Quando Inventarem a Luz narra a história real de doze pessoas que, ainda hoje, vivem sem eletricidade no Brasil. Mas, não só energia elétrica, luz é tudo aquilo que esclarece o espírito. Sabendo que eletricidade não seria o que iria encontrar, apeguei-me à segunda opção e fui.

Saí de Osasco, São Paulo, em 30 de outubro de 2023. Nesta viagem, foram não apenas 2.000km e mais de 10h de percurso, mas atravessei o tempo e a cultura para encontrar uma vida iluminada – de uma maneira diferente – em Pau Ferro.

Meu voo aterrissou às 10h20 em Petrolina, Pernambuco, aeroporto mais próximo do meu rumo. Até Paulistana, Piauí, foram mais 173 quilômetros de ônibus e 37ºC no couro até finalmente chegar, pelo menos, ao centro da cidade.



Paulistana, apelidada antigamente pelos moradores de “Pau da Miséria”, está localizada ao sudeste do Piauí e conta com uma população de 21.055 pessoas. Apesar do chamamento incomodar os paulistanenses mais fervorosos, apenas 8% dos moradores é ocupado economicamente e 52,7% da população vive em domicílios com até meio salário mínimo por mês, segundo o IBGE.

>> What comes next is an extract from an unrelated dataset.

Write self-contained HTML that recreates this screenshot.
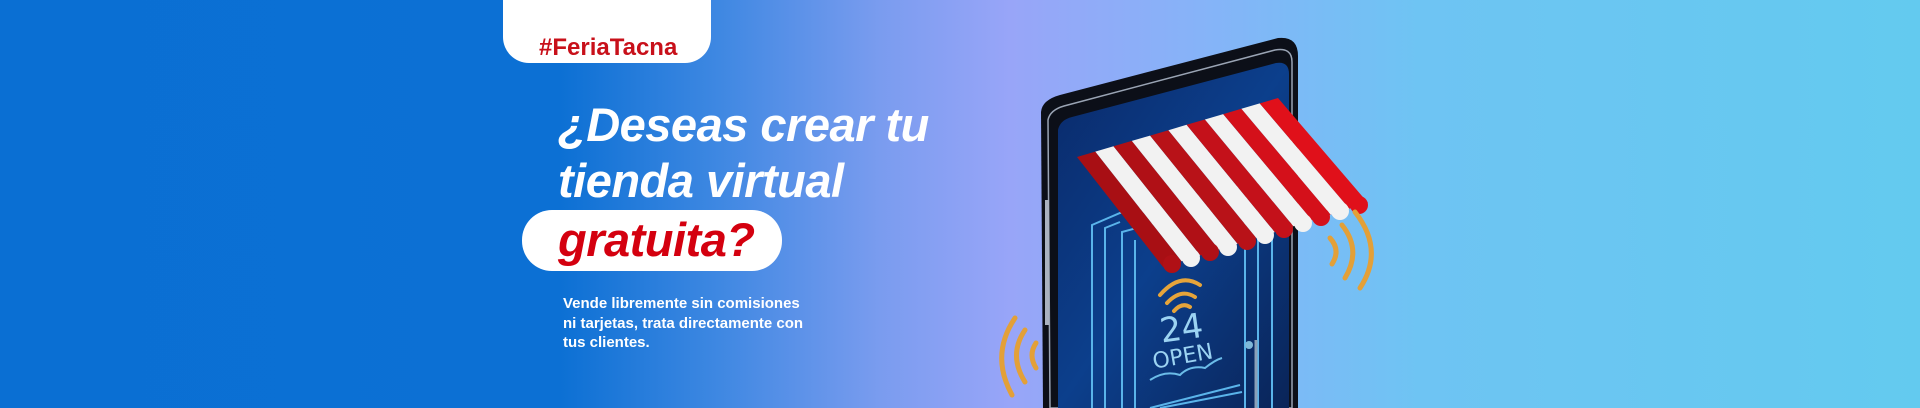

O centro de Paulistana se assemelha muito a qualquer outra cidade do interior. Uma praça marca o ponto de encontro principal e se situa em frente a uma paróquia azul-clara, rodeada por casinhas coloridas de arquitetura bem marcada.


Adentrando na roça paulistanense, passei por lugares ilustres antes de chegar ao meu destino final, todos nomeados pela própria população. Primeiro, a região de Muito Gado, onde nenhum morador possui nem uma cabeça de gado sequer. Também, por Ninho do Pato, em homenagem a um ninho de patos encontrado há mais de 100 anos no topo de uma árvore, mas que seguiu na memória do povo, pois lá já não se encontra mais pato algum.

Refletindo como são os moradores, os nomes simples e bem humorados referem-se aos bairros rurais da cidade. Na verdade, nem usa-se essa palavra “bairro”. É tudo “a roça”. Quem decide o que cada terra é – ou não é – e como chamar cada porção que os olhos tocam é o povo, tanto que nenhum mapa da cidade foi capaz de representar cada rica região que ali se originou.

Além de mim e da minha mente metódica querendo pegar as coordenadas exatas de tudo e documentar cada vírgula copiosamente, terra nunca foi problema pra ninguém. Cada um sabe muito bem onde terminam e onde começam suas terras. Terras estas que são um bem sagrado! Muitas vezes, sua terra é tudo aquilo que você tem.

Há até mesmo quem quer ser plantado nas próprias terras, então é comum passar pelas estradas e avistar pequenos cemitérios particulares. Muitos sinalizam, ainda em vida, sua vontade de permanecerem no terreno que um dia foi seu. E é de praxe respeitar a vontade do morto e dá-lo a parte que lhe cabe da terra: dois metros por um e quarenta, que é o que basta para enterrar o caixão. Assim, vários moradores acabam sendo enterrados ali mesmo, sempre em frente à porteira de sua antiga roça e ao lado da casa que, hoje, fica para a família.

Túmulo de Cláudio

Em 1987, sua família preparou um casamento arranjado com uma mulher que ele não queria. O casamento seria no sábado de manhã e, na sexta à noite, ele se matou. 


Ainda, cabritos perambulam pela propriedade alheia durante o dia todo, mas, no final, sempre são encontrados por seu dono que os tange ao curral.

Lagoinha, Caldeirão, Tanquinho, Largo e Cachoeirinha foram outros dos “bairros” pelos quais passei. Os nomes fazem referência aos barreiros presentes na região. Depois de Batumaré, Pau d’Arco, Pedra Branca, Angical, Maria Preta, Atorado e Macambiro (ufa…) finalmente me aproximo da linha de chegada.


Ao longo da estrada de terra batida que percorri, pude ver, aos poucos, o mandacaru ganhando a companhia de postes de energia elétrica. Ou seja, a luz vai chegar em alguma casa. Nenhuma em Pau Ferro.

Assim que os fios deixaram de atrapalhar o início de um lindo pôr do sol, soube que estava me aproximando. Às 16h30, cheguei onde ninguém tem energia elétrica, ruas pavimentadas e nem mesmo endereço. Raros são aqueles que têm banheiros ou água encanada. Estou em Pau Ferro. Aqui deixei meus compadres e comadres à espera de algo que lhes foi prometido há tempos: a luz.